(REQUIRED TASK): Search the material for "React" and show all lines that contain it.

........

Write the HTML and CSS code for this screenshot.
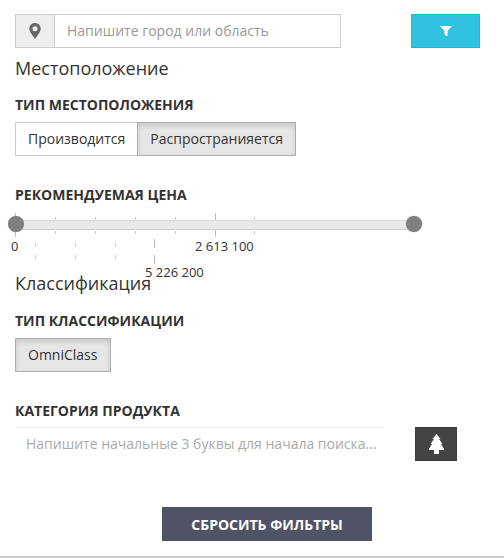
FILE: index.html
```html
<!DOCTYPE html>
<html lang="en">
<head>
    <meta charset="UTF-8">
    <title>Фильтры</title>
    <link rel="stylesheet" href="styles.css">
</head>
<body>
    <div class="filters">
        <!-- location search and filter toggle -->
        <div class="search-row">
            <div class="location-input">
                <span class="addon">
                    <svg width="12" height="16" viewBox="0 0 12 16"><path fill="#666" fill-rule="evenodd" d="M6 0C2.700 0 .3 2.400.3 5.600c0 3.200 3.600 7.600 5.700 10.400 2.100-2.800 5.700-7.200 5.700-10.400C11.700 2.400 9.300 0 6 0zm0 3.200a2.500 2.500 0 1 1 0 5 2.500 2.500 0 0 1 0-5z"/></svg>
                </span>
                <span class="placeholder">Напишите город или область</span>
            </div>
            <button class="filter-btn">
                <svg width="12" height="12" viewBox="0 0 12 12"><path fill="#fff" d="M0 1h12L7.500 6v5.500L4.500 9.500V6z"/></svg>
            </button>
        </div>

        <h3 class="section-title first">Местоположение</h3>
        <h4 class="label type-label">Тип местоположения</h4>
        <div class="toggle-group">
            <span class="toggle">Производится</span>
            <span class="toggle active">Распространияется</span>
        </div>

        <h4 class="label price-label">Рекомендуемая цена</h4>
        <!-- slider -->
        <div class="slider">
            <div class="track"></div>
            <span class="tick big t0"></span>
            <span class="tick t1"></span>
            <span class="tick t2"></span>
            <span class="tick t3"></span>
            <span class="tick t4"></span>
            <span class="tick big t5"></span>
            <span class="tick t6"></span>
            <span class="tick low t7"></span>
            <span class="tick low t8"></span>
            <span class="tick low t9"></span>
            <span class="tick low big t10"></span>
            <span class="handle handle-left"></span>
            <span class="handle handle-right"></span>
            <span class="num n0">0</span>
            <span class="num n1">2 613 100</span>
            <span class="num n2">5 226 200</span>
        </div>

        <h3 class="section-title second">Классификация</h3>
        <h4 class="label class-label">Тип классификации</h4>
        <div class="toggle-group">
            <span class="toggle active omni">OmniClass</span>
        </div>

        <h4 class="label cat-label">Категория продукта</h4>
        <div class="category-row">
            <div class="category-input">Напишите начальные 3 буквы для начала поиска...</div>
            <button class="tree-btn">
                <svg width="15" height="20" viewBox="0 0 15 20"><path fill="#fff" d="M7.500 0L11.500 5H10l3.500 5h-1.500L15 15v1h-5v4H5v-4H0v-1l3-5H1.500L5 5H3.500z"/></svg>
            </button>
        </div>

        <div class="reset-row">
            <button class="reset-btn">Сбросить фильтры</button>
        </div>
    </div>
</body>
</html>
```

FILE: styles.css
```css
* {
    margin: 0;
    padding: 0;
    box-sizing: border-box;
}

body {
    font-family: "Open Sans", "Noto Sans", sans-serif;
    color: #333;
    background: #fff;
    height: 558px;
    overflow: hidden;
}

.filters {
    height: 558px;
    padding: 14px 0 0 15px;
    border-bottom: 2px solid #ccc;
}

.search-row {
    display: flex;
}

.location-input {
    width: 326px;
    height: 34px;
    display: flex;
    border: 1px solid #ccc;
    background: #fff;
}

.addon {
    width: 39px;
    background: #eee;
    border-right: 1px solid #ccc;
    display: flex;
    align-items: center;
    justify-content: center;
}

.placeholder {
    padding-left: 12px;
    font-size: 14px;
    line-height: 32px;
    color: #999;
}

.filter-btn {
    width: 69px;
    height: 34px;
    margin-left: 70px;
    background: #31c2e1;
    border: 1px solid #2ab5d3;
    display: flex;
    align-items: center;
    justify-content: center;
}

.section-title {
    font-size: 18px;
    font-weight: 400;
    line-height: 24px;
    color: #333;
}

.section-title.first {
    margin-top: 8px;
}

.label {
    font-size: 14px;
    font-weight: 700;
    line-height: 20px;
    text-transform: uppercase;
    color: #333;
}

.type-label {
    margin-top: 15px;
}

.toggle-group {
    display: flex;
    margin-top: 7px;
}

.toggle {
    height: 34px;
    padding: 0 12px;
    font-size: 14px;
    line-height: 32px;
    color: #333;
    background: #fff;
    border: 1px solid #ccc;
}

.toggle.active {
    margin-left: -1px;
    background: #e6e6e6;
    border-color: #adadad;
    box-shadow: inset 0 3px 5px rgba(0, 0, 0, .125);
}

.toggle-group .toggle.active:first-child {
    margin-left: 0;
}

.toggle.omni {
    padding-right: 13px;
}

.price-label {
    margin-top: 29px;
}

/* slider lays its ticks and numbers on a free canvas */
.slider {
    position: relative;
    height: 75px;
    margin-left: -15px;
}

.track {
    position: absolute;
    left: 15px;
    top: 15px;
    width: 399px;
    height: 10px;
    background: #e8e8e8;
    border-bottom: 1px solid #ccc;
    border-top: 1px solid #ddd;
}

.handle {
    position: absolute;
    top: 11px;
    width: 16px;
    height: 16px;
    border-radius: 50%;
    background: #808080;
    box-shadow: 0 0 1px #aaa;
}

.handle-left {
    left: 8px;
}

.handle-right {
    left: 406px;
}

.tick {
    position: absolute;
    width: 1px;
    top: 12px;
    height: 3px;
    background: #ccc;
    box-shadow: 0 14px 0 #ccc;
}

.tick.big {
    top: 8px;
    height: 7px;
    background: #bbb;
    box-shadow: 0 17px 0 #bbb;
}

.t0 { left: 15px; }
.t1 { left: 55px; }
.t2 { left: 95px; }
.t3 { left: 135px; }
.t4 { left: 175px; }
.t5 { left: 215px; }
.t6 { left: 254px; }
.t7 { left: 35px; }
.t8 { left: 75px; }
.t9 { left: 115px; }
.t10 { left: 154px; }

.tick.low {
    top: 38px;
    height: 4px;
    box-shadow: 0 12px 0 #ccc;
}

.tick.low.big {
    top: 34px;
    height: 9px;
    box-shadow: 0 16px 0 #bbb;
}

.num {
    position: absolute;
    font-size: 13px;
    line-height: 16px;
    color: #333;
    white-space: nowrap;
}

.n0 { left: 11px; top: 33px; }
.n1 { left: 195px; top: 33px; }
.n2 { left: 145px; top: 59px; }

.section-title.second {
    margin-top: -9px;
}

.class-label {
    margin-top: 16px;
}

.cat-label {
    margin-top: 29px;
}

.category-row {
    display: flex;
    margin-top: 6px;
}

.category-input {
    width: 370px;
    height: 34px;
    padding-left: 11px;
    font-size: 14px;
    line-height: 32px;
    color: #aaa;
    border-top: 1px solid #eee;
    border-radius: 3px;
    white-space: nowrap;
}

.tree-btn {
    width: 42px;
    height: 34px;
    margin-left: 30px;
    background: #444;
    border: 1px solid #3a3a3a;
    display: flex;
    align-items: center;
    justify-content: center;
}

.reset-row {
    margin-top: 46px;
    padding-left: 147px;
}

.reset-btn {
    width: 210px;
    height: 34px;
    background: #4f5365;
    border: 0;
    color: #fff;
    font-family: inherit;
    font-size: 14px;
    font-weight: 700;
    text-transform: uppercase;
}
```
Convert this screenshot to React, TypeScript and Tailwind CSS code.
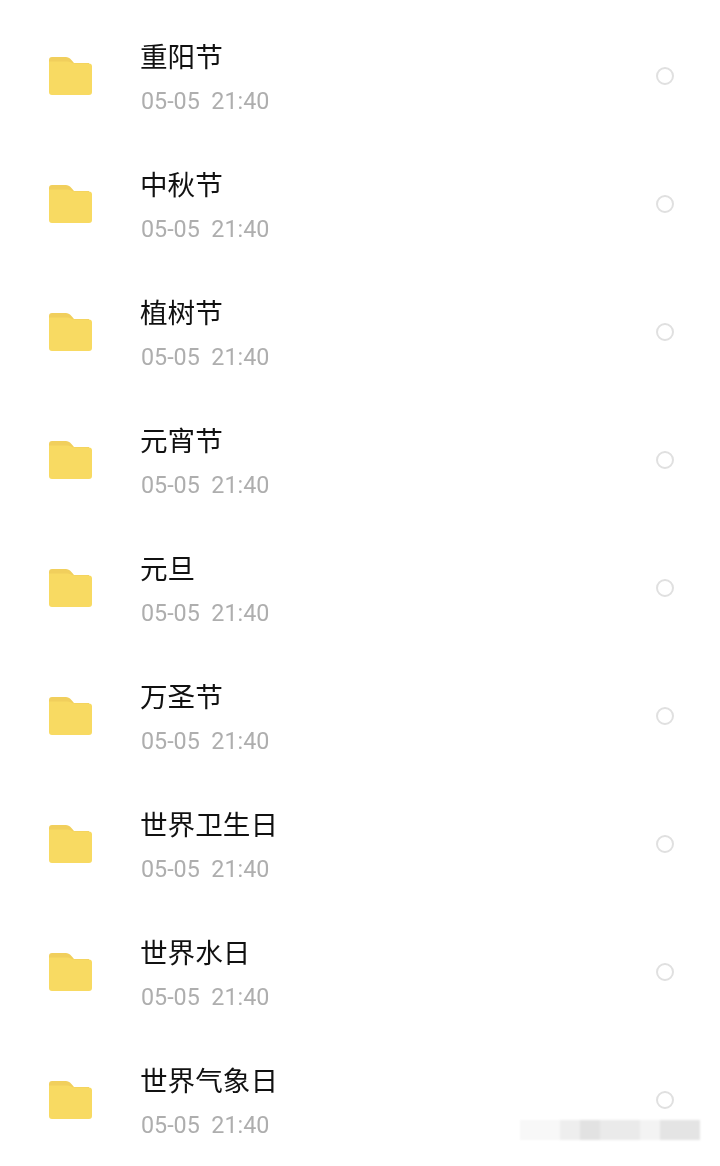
import React from 'react';

const folders = ['重阳节', '中秋节', '植树节', '元宵节', '元旦', '万圣节', '世界卫生日', '世界水日', '世界气象日'];

function FolderIcon() {
  return (
    <svg viewBox="0 0 43 38" className="w-[43px] h-[38px] shrink-0">
      {/* back tab */}
      <path d="M 3 0 H 17 C 20 0 22 2 25 6 H 40 V 14 H 0 V 3 C 0 1 1 0 3 0 Z" fill="#f1cf5c" />
      {/* front */}
      <path d="M 0 4.500 H 18 C 21 4.500 23 6.500 26 6.500 H 40 C 42 6.500 43 7.500 43 9.500 V 35 C 43 37 42 38 40 38 H 3 C 1 38 0 37 0 35 Z" fill="#f8da62" />
    </svg>
  );
}

function FolderRow({ name }: { name: string }) {
  return (
    <div className="h-[128px] flex items-center pl-[49px] pr-[46px]">
      <FolderIcon />
      <div className="ml-[49px] flex-1 flex flex-col mt-[3px]">
        <span className="-ml-[1px] text-[27.6px] leading-[36px] text-[#111111] font-['Noto_Sans_CJK_SC',sans-serif]">{name}</span>
        <span className="mt-[10px] text-[23.3px] leading-[36px] text-[#aeaeae] font-['Roboto',sans-serif] whitespace-pre">05-05  21:40</span>
      </div>
      <div className="w-[18px] h-[18px] rounded-full border-2 border-[#e0e0e0]" />
    </div>
  );
}

export default function App() {
  return (
    <div className="relative w-[720px] h-[1166px] overflow-hidden bg-white pt-[12px]">
      <div className="blur-[0.4px]">
        {folders.map((name) => (
          <FolderRow key={name} name={name} />
        ))}
      </div>
      {/* blurred watermark */}
      <div className="absolute left-[520px] top-[1120px] w-[180px] h-[20px] flex blur-[0.8px]">
        <div className="w-[40px] bg-[#f8f8f8]" />
        <div className="w-[20px] bg-[#eeeeee]" />
        <div className="w-[20px] bg-[#e2e2e2]" />
        <div className="w-[40px] bg-[#eaeaea]" />
        <div className="w-[20px] bg-[#f3f3f3]" />
        <div className="w-[40px] bg-[#e4e4e4]" />
      </div>
    </div>
  );
}
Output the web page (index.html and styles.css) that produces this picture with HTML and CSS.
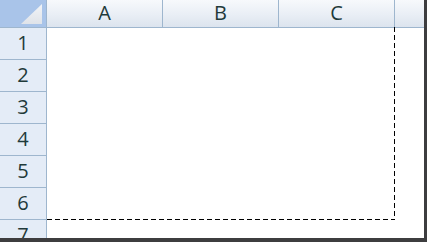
FILE: index.html
```html
<!DOCTYPE html>
<html>
<head>
<meta charset="utf-8">
<link rel="stylesheet" href="styles.css">
</head>
<body>
<div class="window">
  <div class="sheet">
    <div class="corner"><span class="tri"></span></div>
    <div class="colhead">A</div>
    <div class="colhead">B</div>
    <div class="colhead">C</div>
    <div class="colhead last"></div>

    <div class="rowhead">1</div><div class="cell span"></div>
    <div class="rowhead">2</div><div class="cell span"></div>
    <div class="rowhead">3</div><div class="cell span"></div>
    <div class="rowhead">4</div><div class="cell span"></div>
    <div class="rowhead">5</div><div class="cell span"></div>
    <div class="rowhead">6</div><div class="cell span"></div>
    <div class="rowhead">7</div><div class="cell span"></div>
  </div>
  <svg class="marquee" width="349" height="193" viewBox="0 0 349 193">
    <line x1="0" y1="192.5" x2="348" y2="192.5" stroke="#000" stroke-width="1" stroke-dasharray="5 3"/>
    <line x1="347.5" y1="0" x2="347.5" y2="193" stroke="#000" stroke-width="1" stroke-dasharray="5 3"/>
  </svg>
</div>
</body>
</html>
```

FILE: styles.css
```css
html {
  background: #3d3d3f;
}
body {
  margin: 0;
  width: 427px;
  height: 242px;
  overflow: hidden;
}
.window {
  position: relative;
  width: 424px;
  height: 238px;
  overflow: hidden;
  background: #ffffff;
}
.sheet {
  display: grid;
  grid-template-columns: 47px 116px 116px 116px 1fr;
  grid-template-rows: 28px repeat(7, 32px);
  font-family: "Open Sans", "Liberation Sans", sans-serif;
  font-size: 20px;
  color: #1f3a3a;
}
.corner {
  position: relative;
  background: #a9c4e9;
  border-right: 1px solid #9eb6ce;
  border-bottom: 1px solid #9eb6ce;
}
.tri {
  position: absolute;
  left: 21px;
  top: 4px;
  width: 21px;
  height: 20px;
  background: linear-gradient(180deg, #f2f4f7, #dfe3e9);
  clip-path: polygon(100% 0, 100% 100%, 0 100%);
}
.colhead {
  display: flex;
  align-items: center;
  justify-content: center;
  background: linear-gradient(180deg, #f7f9fc 0%, #e9eef5 55%, #dce4ee 100%);
  border-right: 1px solid #9eb6ce;
  border-bottom: 1px solid #9eb6ce;
  line-height: 1;
  padding-bottom: 1px;
}
.colhead.last {
  border-right: none;
}
.rowhead {
  display: flex;
  align-items: center;
  justify-content: center;
  background: #e4ecf7;
  border-right: 1px solid #9eb6ce;
  border-bottom: 1px solid #9eb6ce;
  line-height: 1;
  padding-bottom: 1px;
}
.cell.span {
  grid-column: 2 / 6;
  background: #ffffff;
}
.marquee {
  position: absolute;
  left: 47px;
  top: 27px;
}
```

........

(WRITTEN SOLUTION):
Convert this screenshot to React, TypeScript and Tailwind CSS code.
import React from 'react';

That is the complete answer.